## Exercise aim
Leaving the pictures out, print the lines from the first line of the listing through the line containing "import React from", exactly as they read, and no others.

## Data block
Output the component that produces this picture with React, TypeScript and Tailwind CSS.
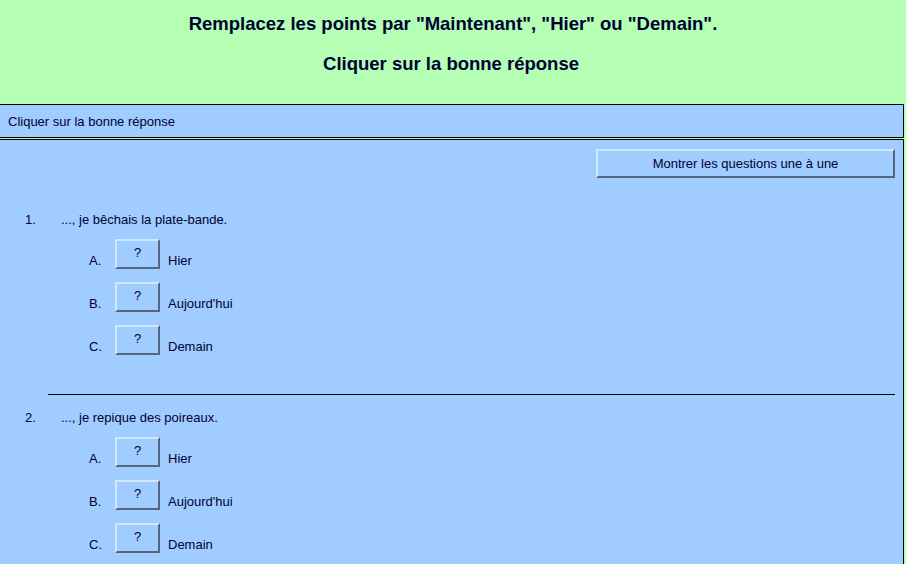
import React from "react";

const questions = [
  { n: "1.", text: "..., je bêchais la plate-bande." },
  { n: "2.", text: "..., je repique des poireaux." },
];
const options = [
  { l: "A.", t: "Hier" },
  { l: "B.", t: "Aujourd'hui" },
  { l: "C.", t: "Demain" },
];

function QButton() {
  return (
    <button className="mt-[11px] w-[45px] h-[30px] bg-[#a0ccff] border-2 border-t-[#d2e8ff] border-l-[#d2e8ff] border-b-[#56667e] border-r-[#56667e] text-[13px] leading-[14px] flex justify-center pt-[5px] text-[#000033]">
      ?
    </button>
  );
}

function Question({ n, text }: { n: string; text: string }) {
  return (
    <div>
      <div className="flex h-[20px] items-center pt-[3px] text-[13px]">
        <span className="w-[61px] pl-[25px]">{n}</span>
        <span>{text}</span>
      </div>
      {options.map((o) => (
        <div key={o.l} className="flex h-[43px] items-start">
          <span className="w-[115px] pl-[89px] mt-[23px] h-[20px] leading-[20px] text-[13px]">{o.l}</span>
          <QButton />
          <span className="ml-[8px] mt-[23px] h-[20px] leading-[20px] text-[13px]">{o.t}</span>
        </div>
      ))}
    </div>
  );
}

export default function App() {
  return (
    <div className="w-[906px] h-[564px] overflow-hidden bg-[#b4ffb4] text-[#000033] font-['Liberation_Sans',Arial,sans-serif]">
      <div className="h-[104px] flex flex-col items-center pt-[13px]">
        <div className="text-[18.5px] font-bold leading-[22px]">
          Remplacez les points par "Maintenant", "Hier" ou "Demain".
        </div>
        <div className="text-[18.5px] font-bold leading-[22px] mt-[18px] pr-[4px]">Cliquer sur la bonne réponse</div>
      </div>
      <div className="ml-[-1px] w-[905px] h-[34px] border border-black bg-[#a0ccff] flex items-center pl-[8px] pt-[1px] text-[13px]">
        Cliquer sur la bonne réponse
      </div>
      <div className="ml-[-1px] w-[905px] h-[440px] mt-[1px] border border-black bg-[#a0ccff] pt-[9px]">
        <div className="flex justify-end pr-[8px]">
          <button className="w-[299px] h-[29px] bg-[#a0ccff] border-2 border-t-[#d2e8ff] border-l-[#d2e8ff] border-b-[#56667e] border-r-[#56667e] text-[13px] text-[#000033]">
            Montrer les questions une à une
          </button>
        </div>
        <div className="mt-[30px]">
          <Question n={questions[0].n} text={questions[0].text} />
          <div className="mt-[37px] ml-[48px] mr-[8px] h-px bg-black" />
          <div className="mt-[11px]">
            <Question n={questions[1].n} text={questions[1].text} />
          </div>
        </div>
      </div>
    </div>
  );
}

## Correct result
Output the component that produces this picture with React, TypeScript and Tailwind CSS.
import React from "react";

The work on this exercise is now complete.